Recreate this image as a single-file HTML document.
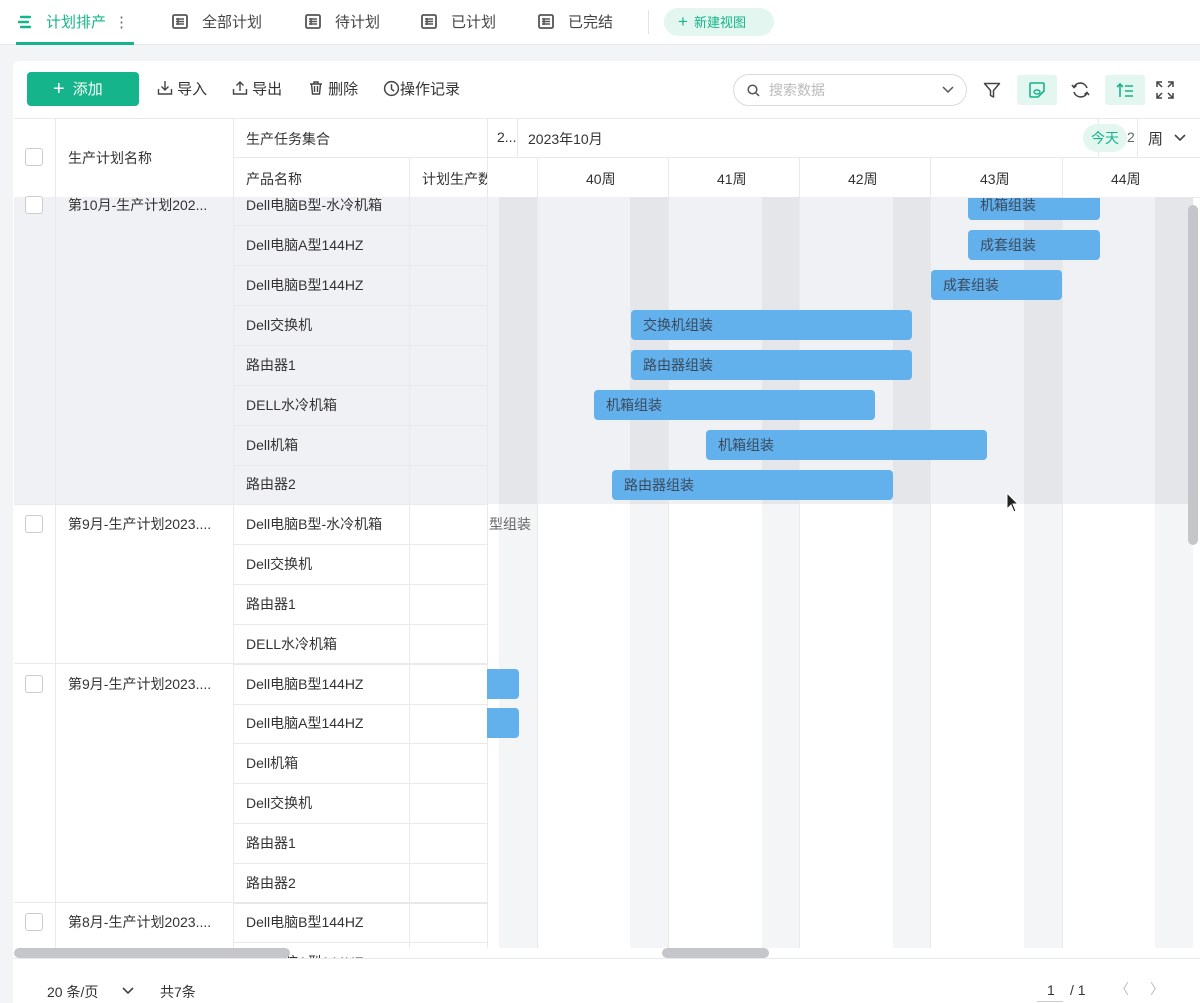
<!DOCTYPE html>
<html><head><meta charset="utf-8">
<style>
*{box-sizing:border-box;margin:0;padding:0}
body{width:1200px;height:1003px;overflow:hidden;background:#f3f4f6;font-family:"Liberation Sans","Noto Sans CJK SC",sans-serif;color:#333;font-size:14px;position:relative}
.a{position:absolute}
.tabs{left:0;top:0;width:1200px;height:45px;background:#fff;border-bottom:1px solid #e8e9eb}
.tab{top:11px;font-size:15px;color:#444;display:flex;align-items:center;gap:14px}
.card{left:13px;top:61px;width:1187px;height:942px;background:#fff;border-radius:6px 0 0 0}
.tb{top:79px;font-size:15px;color:#333;line-height:22px}
.cell{position:absolute;font-size:14px;color:#333;white-space:nowrap;overflow:hidden}
.cb{position:absolute;width:18px;height:18px;border:1px solid #c9ccd1;border-radius:3px;background:#fff}
.bar{position:absolute;height:30px;background:#62b0ec;border-radius:4px;color:#3a4a5c;font-size:14px;line-height:30px;padding-left:12px;white-space:nowrap;overflow:hidden}
</style></head><body>
<div class="a tabs">
  <div class="a" style="left:16px;top:42px;width:118px;height:3px;background:#15b48a"></div>
  <div class="a tab" style="left:18px;color:#15b48a">
    <svg width="16" height="14" viewBox="0 0 16 14"><path d="M3 2h9M1 7h9M3 12h9" stroke="#15b48a" stroke-width="2.4" stroke-linecap="round"/></svg>
    <span style="margin-left:-2px">计划排产</span><span style="color:#666;margin-left:-6px">⋮</span></div>
  <div class="a tab" style="left:172px"><svg width="16" height="15" viewBox="0 0 16 15"><rect x="1" y="1" width="14" height="13" rx="1.5" fill="none" stroke="#555" stroke-width="1.8"/><path d="M4 5h8M4 7.5h8M4 10h8M6 4v7" stroke="#555" stroke-width="1.5"/></svg>全部计划</div>
  <div class="a tab" style="left:305px"><svg width="16" height="15" viewBox="0 0 16 15"><rect x="1" y="1" width="14" height="13" rx="1.5" fill="none" stroke="#555" stroke-width="1.8"/><path d="M4 5h8M4 7.5h8M4 10h8M6 4v7" stroke="#555" stroke-width="1.5"/></svg>待计划</div>
  <div class="a tab" style="left:421px"><svg width="16" height="15" viewBox="0 0 16 15"><rect x="1" y="1" width="14" height="13" rx="1.5" fill="none" stroke="#555" stroke-width="1.8"/><path d="M4 5h8M4 7.5h8M4 10h8M6 4v7" stroke="#555" stroke-width="1.5"/></svg>已计划</div>
  <div class="a tab" style="left:538px"><svg width="16" height="15" viewBox="0 0 16 15"><rect x="1" y="1" width="14" height="13" rx="1.5" fill="none" stroke="#555" stroke-width="1.8"/><path d="M4 5h8M4 7.5h8M4 10h8M6 4v7" stroke="#555" stroke-width="1.5"/></svg>已完结</div>
  <div class="a" style="left:648px;top:10px;width:1px;height:24px;background:#e2e3e5"></div>
  <div class="a" style="left:664px;top:8px;width:110px;height:28px;border-radius:14px;background:#e3f6ef;color:#15b48a;font-size:13px;line-height:28px;padding-left:14px"><b style="font-size:17px;font-weight:400;margin-right:6px">+</b>新建视图</div>
</div>
<div class="a card"></div>
<div class="a" style="left:27px;top:72px;width:112px;height:34px;background:#15b48a;border-radius:4px;color:#fff;font-size:15px;line-height:34px;padding-left:26px"><span style="font-size:20px;margin-right:8px;vertical-align:-1px">+</span>添加</div>
<div class="a tb" style="left:157px">
<svg width="16" height="16" viewBox="0 0 16 16" style="vertical-align:-2px"><path d="M8 1v9M4.5 6.5 8 10l3.5-3.5M1.5 9v5h13V9" fill="none" stroke="#444" stroke-width="1.4"/></svg> 导入</div>
<div class="a tb" style="left:232px">
<svg width="16" height="16" viewBox="0 0 16 16" style="vertical-align:-2px"><path d="M8 11V2M4.5 5.5 8 2l3.5 3.5M1.5 9v5h13V9" fill="none" stroke="#444" stroke-width="1.4"/></svg> 导出</div>
<div class="a tb" style="left:308px">
<svg width="16" height="16" viewBox="0 0 16 16" style="vertical-align:-2px"><path d="M2 4h12M6 4V2h4v2M3.5 4l1 10h7l1-10M6.5 6v6M9.5 6v6" fill="none" stroke="#444" stroke-width="1.4"/></svg> 删除</div>
<div class="a tb" style="left:383px">
<svg width="17" height="17" viewBox="0 0 16 16" style="vertical-align:-3px"><circle cx="8" cy="8" r="6.5" fill="none" stroke="#444" stroke-width="1.4"/><path d="M8 4v4.5l2.5 2" fill="none" stroke="#444" stroke-width="1.4"/></svg>操作记录</div>
<div class="a" style="left:733px;top:74px;width:234px;height:32px;border:1px solid #d8dade;border-radius:16px;color:#bbb;font-size:14px;line-height:30px;padding-left:35px">搜索数据
<svg class="a" style="left:13px;top:9px" width="13" height="13" viewBox="0 0 13 13"><circle cx="5.5" cy="5.5" r="4.3" fill="none" stroke="#555" stroke-width="1.5"/><path d="M9 9l3 3" stroke="#555" stroke-width="1.5"/></svg>
<svg class="a" style="left:208px;top:11px" width="12" height="8" viewBox="0 0 12 8"><path d="M1 1l5 5 5-5" fill="none" stroke="#555" stroke-width="1.5"/></svg></div>
<svg class="a" style="left:983px;top:82px" width="18" height="17" viewBox="0 0 18 17"><path d="M1.5 1.5h15l-6 7v6.5l-3-1.5V8.5z" fill="none" stroke="#444" stroke-width="1.5" stroke-linejoin="round"/></svg>
<div class="a" style="left:1017px;top:75px;width:40px;height:30px;background:#e3f6ef;border-radius:3px"></div>
<svg class="a" style="left:1028px;top:81px" width="18" height="18" viewBox="0 0 18 18"><path d="M2 14V3a1 1 0 0 1 1-1h12a1 1 0 0 1 1 1v7l-6 6H3a1 1 0 0 1-1-1z" fill="none" stroke="#15b48a" stroke-width="1.6"/><ellipse cx="9" cy="11" rx="3" ry="2" fill="none" stroke="#15b48a" stroke-width="1.4"/></svg>
<svg class="a" style="left:1071px;top:81px" width="19" height="18" viewBox="0 0 19 18"><path d="M16 7A7 7 0 0 0 3 6M3 11a7 7 0 0 0 13 1" fill="none" stroke="#444" stroke-width="1.6"/><path d="M1 4l2 2.5 2.5-2M18 14l-2-2.5-2.5 2" fill="none" stroke="#444" stroke-width="1.6"/></svg>
<div class="a" style="left:1105px;top:75px;width:40px;height:30px;background:#e3f6ef;border-radius:3px"></div>
<svg class="a" style="left:1116px;top:81px" width="18" height="18" viewBox="0 0 18 18"><path d="M4 16V3M1 6l3-3 3 3M9 5h8M9 10h8M9 15h8" fill="none" stroke="#15b48a" stroke-width="1.6"/></svg>
<svg class="a" style="left:1156px;top:81px" width="18" height="18" viewBox="0 0 18 18"><path d="M1 6V1h5M12 1h5v5M17 12v5h-5M6 17H1v-5M1 1l5 5M17 1l-5 5M17 17l-5-5M1 17l5-5" fill="none" stroke="#444" stroke-width="1.5"/></svg>

<div id="grid"></div>
<script>
var g=document.getElementById('grid'),h='';
function R(x,y,w,hh,st){h+='<div class="a" style="left:'+x+'px;top:'+y+'px;width:'+w+'px;height:'+hh+'px;'+st+'"></div>';}
function T(x,y,t,st){h+='<div class="cell" style="left:'+x+'px;top:'+y+'px;'+(st||'')+'">'+t+'</div>';}
R(14,118,1186,1,'background:#e8e9eb');
R(233,157,967,1,'background:#e8e9eb');
R(14,197,1186,1,'background:#e8e9eb');
R(487,197,706,307,'background:#f0f1f4');
R(14,197,473,307,'background:#f0f1f4');
var wk=[499,630,762,893,1024,1155];
wk.forEach(function(x){R(x,197,38,307,'background:#e5e6ea');R(x,504,38,444,'background:#f4f5f7');});
[537,668,799,930,1062].forEach(function(x){R(x,158,1,790,'background:#e8e9eb');});
R(517,118,1,40,'background:#e8e9eb');R(1098,118,1,40,'background:#e8e9eb');R(1137,118,1,40,'background:#e8e9eb');
R(55,118,1,830,'background:#e8e9eb');R(233,118,1,830,'background:#e8e9eb');R(409,158,1,790,'background:#e8e9eb');R(487,118,1,830,'background:#e8e9eb');
var rows=[[205,'Dell电脑B型-水冷机箱'],[245,'Dell电脑A型144HZ'],[285,'Dell电脑B型144HZ'],[325,'Dell交换机'],[365,'路由器1'],[405,'DELL水冷机箱'],[445,'Dell机箱'],[484,'路由器2'],[524,'Dell电脑B型-水冷机箱'],[564,'Dell交换机'],[604,'路由器1'],[644,'DELL水冷机箱'],[684,'Dell电脑B型144HZ'],[723,'Dell电脑A型144HZ'],[763,'Dell机箱'],[803,'Dell交换机'],[843,'路由器1'],[883,'路由器2'],[922,'Dell电脑B型144HZ'],[962,'Dell电脑A型144HZ']];
rows.forEach(function(r){var y=r[0];R(233,y+20,254,1,'background:#e8e9eb');T(246,y-10,r[1],'line-height:20px');});
[504,663,902].forEach(function(y){R(14,y,473,1,'background:#e8e9eb');});
[[205,'第10月-生产计划202...'],[524,'第9月-生产计划2023....'],[684,'第9月-生产计划2023....'],[922,'第8月-生产计划2023....']].forEach(function(r){T(68,r[0]-10,r[1],'line-height:20px');h+='<div class="cb" style="left:25px;top:'+(r[0]-9)+'px"></div>';});
h+='<div class="cb" style="left:25px;top:148px"></div>';
T(68,148,'生产计划名称');T(246,129,'生产任务集合');T(246,169,'产品名称');T(422,169,'计划生产数',"width:65px");
T(497,129,'2...');T(528,129,'2023年10月');
[['40周',586],['41周',717],['42周',848],['43周',980],['44周',1111]].forEach(function(w){T(w[1],169,w[0]);});
h+='<div class="a" style="left:1083px;top:124px;width:44px;height:28px;border-radius:14px;background:#e3f6ef;color:#15b48a;font-size:14px;line-height:28px;text-align:center">今天</div>';
T(1127,129,'2','width:8px;color:#666');T(1148,128,'周','font-size:15px');
h+='<svg class="a" style="left:1174px;top:134px" width="12" height="8" viewBox="0 0 12 8"><path d="M1 1l5 5 5-5" fill="none" stroke="#444" stroke-width="1.6"/></svg>';
[[968,190,132,'机箱组装'],[968,230,132,'成套组装'],[931,270,131,'成套组装'],[631,310,281,'交换机组装'],[631,350,281,'路由器组装'],[594,390,281,'机箱组装'],[706,430,281,'机箱组装'],[612,470,281,'路由器组装']].forEach(function(b){var y=b[1],hh=30;if(y<198){hh=30-(198-y);}
h+='<div class="bar" style="left:'+b[0]+'px;top:'+Math.max(y,198)+'px;width:'+b[2]+'px;height:'+hh+'px;line-height:'+(hh<30?hh*2-30:30)+'px;border-radius:'+(hh<30?'0 0 4px 4px':'4px')+'">'+b[3]+'</div>';});
T(489,514,'型组装','color:#666;line-height:20px');
h+='<div class="bar" style="left:487px;top:669px;width:32px;border-radius:0 4px 4px 0"></div><div class="bar" style="left:487px;top:708px;width:32px;border-radius:0 4px 4px 0"></div>';
R(1188,205,10,340,'background:#c4c6c9;border-radius:5px');
R(14,948,276,10,'background:#c4c6c9;border-radius:5px');
R(662,948,107,10,'background:#c4c6c9;border-radius:5px');
R(13,958,1187,45,'background:#fff;border-top:1px solid #e8e9eb');
T(47,982,'20 条/页');
h+='<svg class="a" style="left:122px;top:987px" width="12" height="8" viewBox="0 0 12 8"><path d="M1 1l5 5 5-5" fill="none" stroke="#444" stroke-width="1.6"/></svg>';
T(160,982,'共7条');T(1047,982,'1');R(1037,1001,26,1,'background:#ccc');T(1070,982,'/ 1');
T(1115,979,'〈','color:#bbb');T(1150,979,'〉','color:#bbb');
h+='<svg class="a" style="left:1006px;top:492px" width="14" height="22" viewBox="0 0 14 22"><path d="M1 1v16l4-4 3 7 2-1-3-7h5z" fill="#222" stroke="#fff" stroke-width="1"/></svg>';
g.innerHTML=h;
</script>
</body></html>
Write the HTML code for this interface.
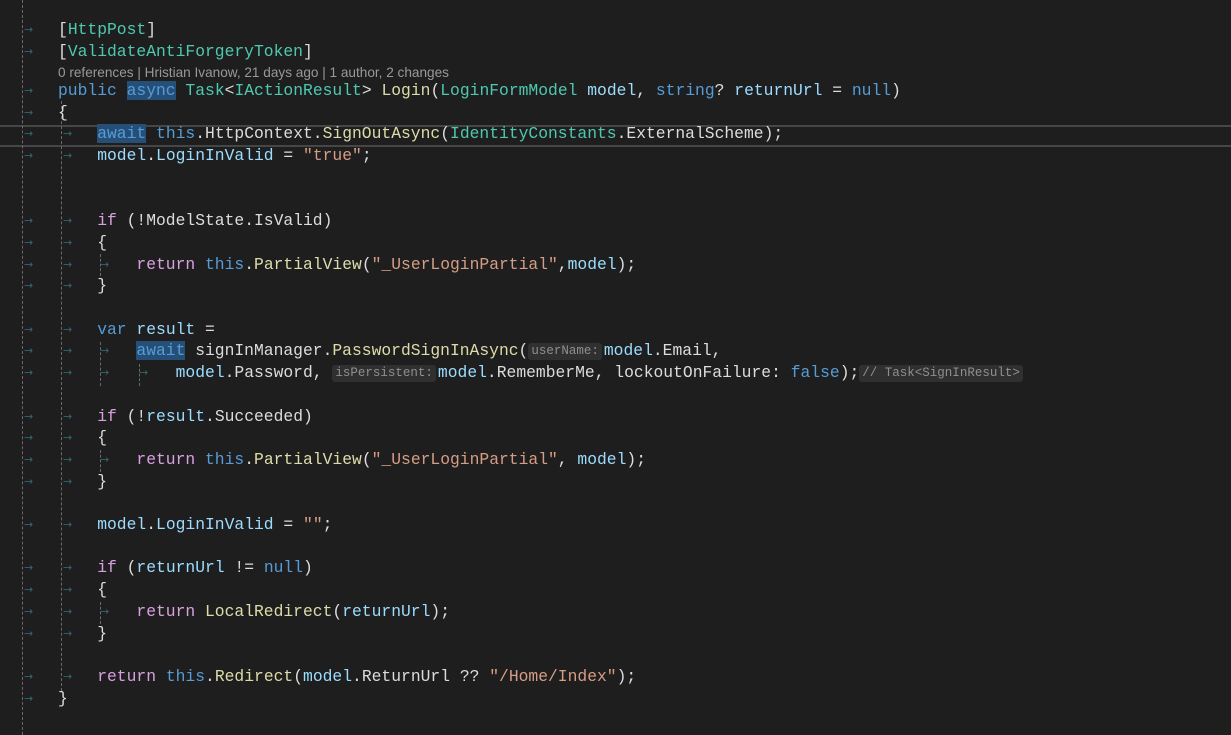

- **What is expected**: Scan the data for the word "document" and copy every line where it shows up.

- **Result of this task**:
Recreate this image as a single-file HTML document.
var g=document.getElementById('grid'),h='';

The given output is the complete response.